Material:
__________________________________________________
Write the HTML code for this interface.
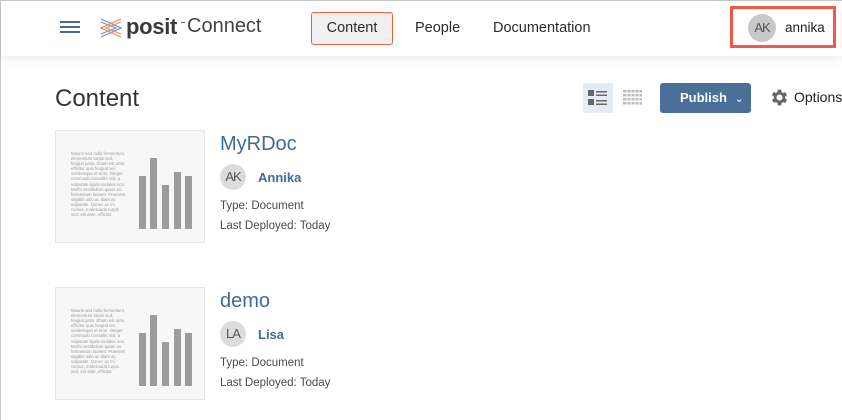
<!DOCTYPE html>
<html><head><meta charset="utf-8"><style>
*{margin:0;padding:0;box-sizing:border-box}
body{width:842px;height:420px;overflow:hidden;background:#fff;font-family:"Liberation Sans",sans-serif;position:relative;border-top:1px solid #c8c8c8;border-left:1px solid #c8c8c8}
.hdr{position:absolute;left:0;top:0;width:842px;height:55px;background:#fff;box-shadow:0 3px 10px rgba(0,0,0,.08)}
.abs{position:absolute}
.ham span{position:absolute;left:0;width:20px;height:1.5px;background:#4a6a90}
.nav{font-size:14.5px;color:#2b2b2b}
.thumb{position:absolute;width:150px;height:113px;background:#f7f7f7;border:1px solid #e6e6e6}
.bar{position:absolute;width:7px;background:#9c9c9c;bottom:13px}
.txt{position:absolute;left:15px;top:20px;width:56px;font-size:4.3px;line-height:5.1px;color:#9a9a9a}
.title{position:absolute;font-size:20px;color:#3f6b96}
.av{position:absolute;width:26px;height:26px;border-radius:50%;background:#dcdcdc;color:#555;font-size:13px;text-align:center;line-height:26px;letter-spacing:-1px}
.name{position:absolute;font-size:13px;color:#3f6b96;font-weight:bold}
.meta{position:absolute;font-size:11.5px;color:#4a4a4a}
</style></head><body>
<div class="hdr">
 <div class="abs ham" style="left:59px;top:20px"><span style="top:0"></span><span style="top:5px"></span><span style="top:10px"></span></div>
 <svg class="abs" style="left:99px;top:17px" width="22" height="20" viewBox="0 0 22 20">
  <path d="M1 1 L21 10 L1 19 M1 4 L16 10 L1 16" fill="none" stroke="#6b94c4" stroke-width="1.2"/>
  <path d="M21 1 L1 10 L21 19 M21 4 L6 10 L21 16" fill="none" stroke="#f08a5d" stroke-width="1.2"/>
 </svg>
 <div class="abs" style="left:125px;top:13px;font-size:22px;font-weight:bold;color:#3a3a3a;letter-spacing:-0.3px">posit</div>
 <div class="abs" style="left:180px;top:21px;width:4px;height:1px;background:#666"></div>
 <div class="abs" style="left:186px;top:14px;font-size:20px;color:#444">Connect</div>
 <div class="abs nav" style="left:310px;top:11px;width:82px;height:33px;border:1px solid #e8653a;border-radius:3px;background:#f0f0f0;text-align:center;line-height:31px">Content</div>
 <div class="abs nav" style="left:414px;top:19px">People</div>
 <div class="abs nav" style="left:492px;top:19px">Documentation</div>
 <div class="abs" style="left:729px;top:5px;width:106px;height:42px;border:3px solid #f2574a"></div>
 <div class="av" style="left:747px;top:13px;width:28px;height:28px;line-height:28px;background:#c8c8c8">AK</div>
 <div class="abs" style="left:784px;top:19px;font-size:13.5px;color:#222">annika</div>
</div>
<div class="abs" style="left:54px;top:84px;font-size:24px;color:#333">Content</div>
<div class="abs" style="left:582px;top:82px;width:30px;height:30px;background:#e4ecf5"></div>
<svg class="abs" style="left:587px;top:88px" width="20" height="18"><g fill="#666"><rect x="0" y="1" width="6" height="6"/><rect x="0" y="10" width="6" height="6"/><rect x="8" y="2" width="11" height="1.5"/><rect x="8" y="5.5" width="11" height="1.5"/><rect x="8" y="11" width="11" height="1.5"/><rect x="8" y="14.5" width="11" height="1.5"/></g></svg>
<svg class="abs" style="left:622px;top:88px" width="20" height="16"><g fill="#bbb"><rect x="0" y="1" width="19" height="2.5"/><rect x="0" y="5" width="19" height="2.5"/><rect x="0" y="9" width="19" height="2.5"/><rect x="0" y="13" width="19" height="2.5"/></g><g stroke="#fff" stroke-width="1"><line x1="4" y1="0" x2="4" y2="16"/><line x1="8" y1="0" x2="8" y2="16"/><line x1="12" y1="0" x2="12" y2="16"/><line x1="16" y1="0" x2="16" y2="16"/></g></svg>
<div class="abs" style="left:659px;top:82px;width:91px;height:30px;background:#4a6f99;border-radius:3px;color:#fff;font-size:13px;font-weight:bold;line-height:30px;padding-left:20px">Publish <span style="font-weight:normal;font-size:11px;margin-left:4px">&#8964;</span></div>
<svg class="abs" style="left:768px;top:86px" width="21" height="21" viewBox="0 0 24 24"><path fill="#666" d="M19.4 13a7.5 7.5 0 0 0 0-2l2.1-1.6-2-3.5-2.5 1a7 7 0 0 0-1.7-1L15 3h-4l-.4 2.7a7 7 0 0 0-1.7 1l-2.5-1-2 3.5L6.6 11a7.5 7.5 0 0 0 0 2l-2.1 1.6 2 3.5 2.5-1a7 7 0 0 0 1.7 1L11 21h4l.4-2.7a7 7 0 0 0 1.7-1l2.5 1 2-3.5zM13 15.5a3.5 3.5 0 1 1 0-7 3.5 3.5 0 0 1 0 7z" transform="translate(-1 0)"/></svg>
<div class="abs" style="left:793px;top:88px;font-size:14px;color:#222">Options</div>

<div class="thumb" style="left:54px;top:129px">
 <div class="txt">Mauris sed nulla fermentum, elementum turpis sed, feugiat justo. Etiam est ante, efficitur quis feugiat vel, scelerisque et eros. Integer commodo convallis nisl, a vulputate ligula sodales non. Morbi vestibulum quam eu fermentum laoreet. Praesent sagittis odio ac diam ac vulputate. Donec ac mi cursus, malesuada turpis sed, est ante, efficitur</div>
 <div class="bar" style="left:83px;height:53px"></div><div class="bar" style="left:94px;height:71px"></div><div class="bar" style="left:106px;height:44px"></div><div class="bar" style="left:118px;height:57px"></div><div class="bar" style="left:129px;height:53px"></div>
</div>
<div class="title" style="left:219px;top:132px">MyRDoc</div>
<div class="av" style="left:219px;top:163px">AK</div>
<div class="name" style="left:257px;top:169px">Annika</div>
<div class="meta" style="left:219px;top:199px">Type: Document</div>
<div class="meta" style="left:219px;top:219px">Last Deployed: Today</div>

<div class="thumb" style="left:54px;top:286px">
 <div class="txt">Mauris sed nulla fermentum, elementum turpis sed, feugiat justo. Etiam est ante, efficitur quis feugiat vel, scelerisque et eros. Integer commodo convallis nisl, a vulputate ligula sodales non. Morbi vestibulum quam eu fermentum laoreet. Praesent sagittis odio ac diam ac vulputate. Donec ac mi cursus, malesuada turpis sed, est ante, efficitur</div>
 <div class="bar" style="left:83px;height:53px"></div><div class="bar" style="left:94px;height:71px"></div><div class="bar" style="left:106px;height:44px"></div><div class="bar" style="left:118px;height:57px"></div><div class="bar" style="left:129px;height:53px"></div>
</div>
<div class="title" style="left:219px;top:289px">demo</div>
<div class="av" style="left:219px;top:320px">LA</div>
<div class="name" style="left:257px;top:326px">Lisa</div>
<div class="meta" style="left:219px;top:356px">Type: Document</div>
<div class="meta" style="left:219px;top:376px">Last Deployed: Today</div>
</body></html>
__________________________________________________
Directive:
Copy each line in full and exactly, omitting any picture.

Complete response:
Write the HTML code for this interface.
<!DOCTYPE html>
<html><head><meta charset="utf-8"><style>
*{margin:0;padding:0;box-sizing:border-box}
body{width:842px;height:420px;overflow:hidden;background:#fff;font-family:"Liberation Sans",sans-serif;position:relative;border-top:1px solid #c8c8c8;border-left:1px solid #c8c8c8}
.hdr{position:absolute;left:0;top:0;width:842px;height:55px;background:#fff;box-shadow:0 3px 10px rgba(0,0,0,.08)}
.abs{position:absolute}
.ham span{position:absolute;left:0;width:20px;height:1.5px;background:#4a6a90}
.nav{font-size:14.5px;color:#2b2b2b}
.thumb{position:absolute;width:150px;height:113px;background:#f7f7f7;border:1px solid #e6e6e6}
.bar{position:absolute;width:7px;background:#9c9c9c;bottom:13px}
.txt{position:absolute;left:15px;top:20px;width:56px;font-size:4.3px;line-height:5.1px;color:#9a9a9a}
.title{position:absolute;font-size:20px;color:#3f6b96}
.av{position:absolute;width:26px;height:26px;border-radius:50%;background:#dcdcdc;color:#555;font-size:13px;text-align:center;line-height:26px;letter-spacing:-1px}
.name{position:absolute;font-size:13px;color:#3f6b96;font-weight:bold}
.meta{position:absolute;font-size:11.5px;color:#4a4a4a}
</style></head><body>
<div class="hdr">
 <div class="abs ham" style="left:59px;top:20px"><span style="top:0"></span><span style="top:5px"></span><span style="top:10px"></span></div>
 <svg class="abs" style="left:99px;top:17px" width="22" height="20" viewBox="0 0 22 20">
  <path d="M1 1 L21 10 L1 19 M1 4 L16 10 L1 16" fill="none" stroke="#6b94c4" stroke-width="1.2"/>
  <path d="M21 1 L1 10 L21 19 M21 4 L6 10 L21 16" fill="none" stroke="#f08a5d" stroke-width="1.2"/>
 </svg>
 <div class="abs" style="left:125px;top:13px;font-size:22px;font-weight:bold;color:#3a3a3a;letter-spacing:-0.3px">posit</div>
 <div class="abs" style="left:180px;top:21px;width:4px;height:1px;background:#666"></div>
 <div class="abs" style="left:186px;top:14px;font-size:20px;color:#444">Connect</div>
 <div class="abs nav" style="left:310px;top:11px;width:82px;height:33px;border:1px solid #e8653a;border-radius:3px;background:#f0f0f0;text-align:center;line-height:31px">Content</div>
 <div class="abs nav" style="left:414px;top:19px">People</div>
 <div class="abs nav" style="left:492px;top:19px">Documentation</div>
 <div class="abs" style="left:729px;top:5px;width:106px;height:42px;border:3px solid #f2574a"></div>
 <div class="av" style="left:747px;top:13px;width:28px;height:28px;line-height:28px;background:#c8c8c8">AK</div>
 <div class="abs" style="left:784px;top:19px;font-size:13.5px;color:#222">annika</div>
</div>
<div class="abs" style="left:54px;top:84px;font-size:24px;color:#333">Content</div>
<div class="abs" style="left:582px;top:82px;width:30px;height:30px;background:#e4ecf5"></div>
<svg class="abs" style="left:587px;top:88px" width="20" height="18"><g fill="#666"><rect x="0" y="1" width="6" height="6"/><rect x="0" y="10" width="6" height="6"/><rect x="8" y="2" width="11" height="1.5"/><rect x="8" y="5.5" width="11" height="1.5"/><rect x="8" y="11" width="11" height="1.5"/><rect x="8" y="14.5" width="11" height="1.5"/></g></svg>
<svg class="abs" style="left:622px;top:88px" width="20" height="16"><g fill="#bbb"><rect x="0" y="1" width="19" height="2.5"/><rect x="0" y="5" width="19" height="2.5"/><rect x="0" y="9" width="19" height="2.5"/><rect x="0" y="13" width="19" height="2.5"/></g><g stroke="#fff" stroke-width="1"><line x1="4" y1="0" x2="4" y2="16"/><line x1="8" y1="0" x2="8" y2="16"/><line x1="12" y1="0" x2="12" y2="16"/><line x1="16" y1="0" x2="16" y2="16"/></g></svg>
<div class="abs" style="left:659px;top:82px;width:91px;height:30px;background:#4a6f99;border-radius:3px;color:#fff;font-size:13px;font-weight:bold;line-height:30px;padding-left:20px">Publish <span style="font-weight:normal;font-size:11px;margin-left:4px">&#8964;</span></div>
<svg class="abs" style="left:768px;top:86px" width="21" height="21" viewBox="0 0 24 24"><path fill="#666" d="M19.4 13a7.5 7.5 0 0 0 0-2l2.1-1.6-2-3.5-2.5 1a7 7 0 0 0-1.7-1L15 3h-4l-.4 2.7a7 7 0 0 0-1.7 1l-2.5-1-2 3.5L6.6 11a7.5 7.5 0 0 0 0 2l-2.1 1.6 2 3.5 2.5-1a7 7 0 0 0 1.7 1L11 21h4l.4-2.7a7 7 0 0 0 1.7-1l2.5 1 2-3.5zM13 15.5a3.5 3.5 0 1 1 0-7 3.5 3.5 0 0 1 0 7z" transform="translate(-1 0)"/></svg>
<div class="abs" style="left:793px;top:88px;font-size:14px;color:#222">Options</div>

<div class="thumb" style="left:54px;top:129px">
 <div class="txt">Mauris sed nulla fermentum, elementum turpis sed, feugiat justo. Etiam est ante, efficitur quis feugiat vel, scelerisque et eros. Integer commodo convallis nisl, a vulputate ligula sodales non. Morbi vestibulum quam eu fermentum laoreet. Praesent sagittis odio ac diam ac vulputate. Donec ac mi cursus, malesuada turpis sed, est ante, efficitur</div>
 <div class="bar" style="left:83px;height:53px"></div><div class="bar" style="left:94px;height:71px"></div><div class="bar" style="left:106px;height:44px"></div><div class="bar" style="left:118px;height:57px"></div><div class="bar" style="left:129px;height:53px"></div>
</div>
<div class="title" style="left:219px;top:132px">MyRDoc</div>
<div class="av" style="left:219px;top:163px">AK</div>
<div class="name" style="left:257px;top:169px">Annika</div>
<div class="meta" style="left:219px;top:199px">Type: Document</div>
<div class="meta" style="left:219px;top:219px">Last Deployed: Today</div>

<div class="thumb" style="left:54px;top:286px">
 <div class="txt">Mauris sed nulla fermentum, elementum turpis sed, feugiat justo. Etiam est ante, efficitur quis feugiat vel, scelerisque et eros. Integer commodo convallis nisl, a vulputate ligula sodales non. Morbi vestibulum quam eu fermentum laoreet. Praesent sagittis odio ac diam ac vulputate. Donec ac mi cursus, malesuada turpis sed, est ante, efficitur</div>
 <div class="bar" style="left:83px;height:53px"></div><div class="bar" style="left:94px;height:71px"></div><div class="bar" style="left:106px;height:44px"></div><div class="bar" style="left:118px;height:57px"></div><div class="bar" style="left:129px;height:53px"></div>
</div>
<div class="title" style="left:219px;top:289px">demo</div>
<div class="av" style="left:219px;top:320px">LA</div>
<div class="name" style="left:257px;top:326px">Lisa</div>
<div class="meta" style="left:219px;top:356px">Type: Document</div>
<div class="meta" style="left:219px;top:376px">Last Deployed: Today</div>
</body></html>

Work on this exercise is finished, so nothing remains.